Emerging Asia’s capital markets have shown great resilience over the past year, but the recent sharp sell-offs in response to economic uncertainty in the US and eurozone underscore the need for stronger policies to boost investor confidence and reduce excessive volatility, says a new report from the Asian Development Bank (ADB).
“Emerging Asian markets remain vulnerable to abrupt changes in global investor sentiment,” notes Iwan Azis, Head of ADB's Office of Regional Economic Integration, which prepared the report.
“The knock-on effects from events in the US and Europe will go far beyond portfolio returns, as a weakening global economy will hurt our exports.”
The Asia Capital Markets Monitor, ADB's annual assessment of the performance and outlook for the region's equity, bond and currency markets, says the global financial environment has become more volatile in recent months—with investors unnerved by the weakening global economy, US and European debt troubles, and political unrest in the Middle East and North Africa.
While emerging Asia’s markets have not been immune to these developments, the region’s strong fundamentals and interest rate differentials with advanced economies are expected to reignite capital inflows to the region later this year.
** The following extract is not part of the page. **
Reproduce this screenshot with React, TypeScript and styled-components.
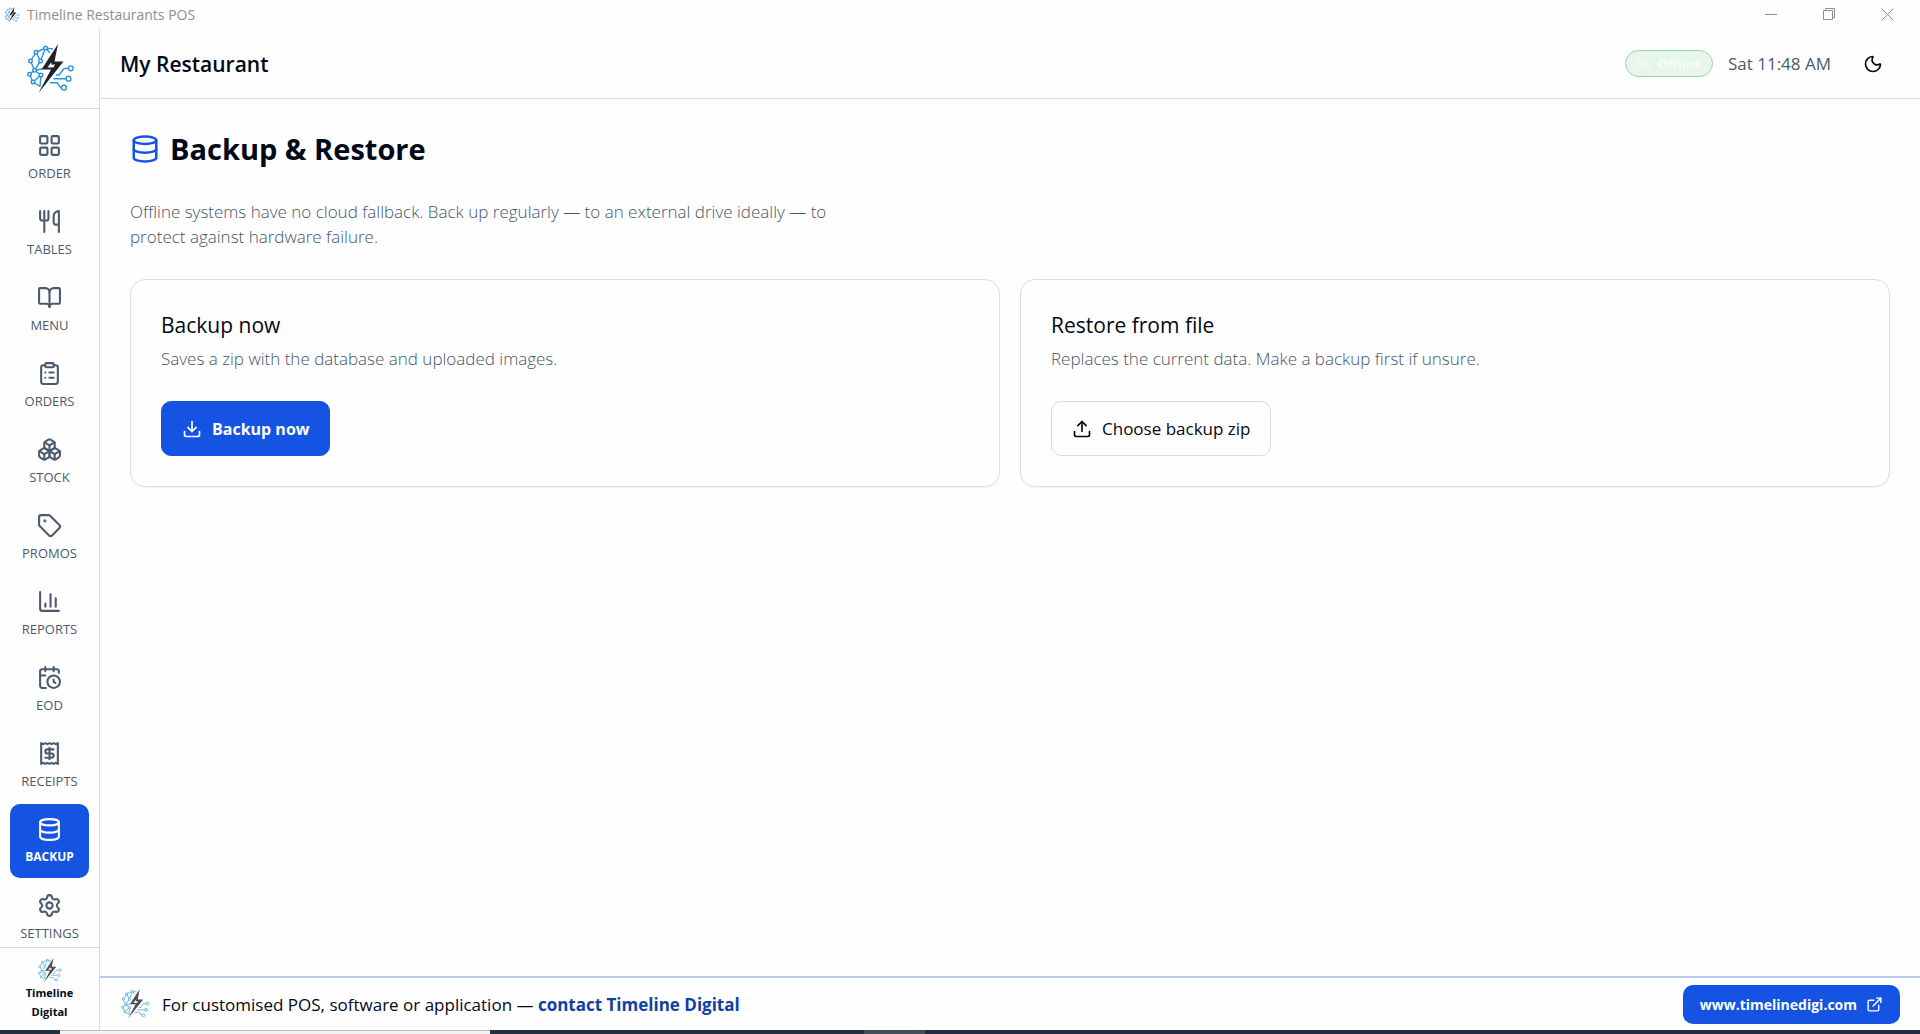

“While freer capital mobility is welfare-enhancing in theory—as it promotes better and more efficient allocation of financial resources—large and volatile capital flows are risks and present challenges to emerging market economies,” warns Azis.Large short-term capital flows have historically disrupted domestic monetary policy, destabilized financial systems and dented economic growth.
The Asia Capital Markets Monitor covers 11 economies of emerging Asia: the People’s Republic of China; Hong Kong, China; India; Indonesia; the Republic of Korea; Malaysia; the Philippines; Singapore; Taipei,China; Thailand; and Viet Nam.
Fears of a global growth slowdown and worries over US and European debt have seen credit spreads on emerging Asian sovereign bonds widen since March. However, the appetite for sovereign debt paper remains resilient given the region’s relatively sound fiscal positions and positive growth outlook. Emerging Asian borrowers issued $29.5 billion of G3 currency-denominated bonds in the first quarter of 2011, up from $24.5 billion over the same period in 2010.
Equity markets continued to rebound from the global economic crisis, supported by upbeat prospects for the regional economy, strong corporate profits, and a lack of attractive yields in advanced economies.
In 2010, most of emerging Asia’s currencies appreciated—their biggest gains since 2006—aided by strong capital inflows attracted by the prospect of widening growth and interest rate gaps with advanced economies.
The Malaysia ringgit led the gains with an 11% rise against the US dollar. Despite some recent moderation, the report says the upward trend should continue.
While noting growth in emerging Asia is forecast at a robust 7.9% in 2011 and 7.8% in 2012, the report warns that downside risks loom large as monetary authorities across the region step up their fight against inflation amid increased global economic uncertainty and heightened financial volatility.
Despite visible improvement in the depth and breadth of emerging Asia’s capital markets, persistent vulnerabilities to external shocks suggest the region’s collective efforts are necessary to enhance market resilience.
“Providing deep and liquid markets with strong market infrastructure is essential to support the region’s financial development and integration,” says Azis.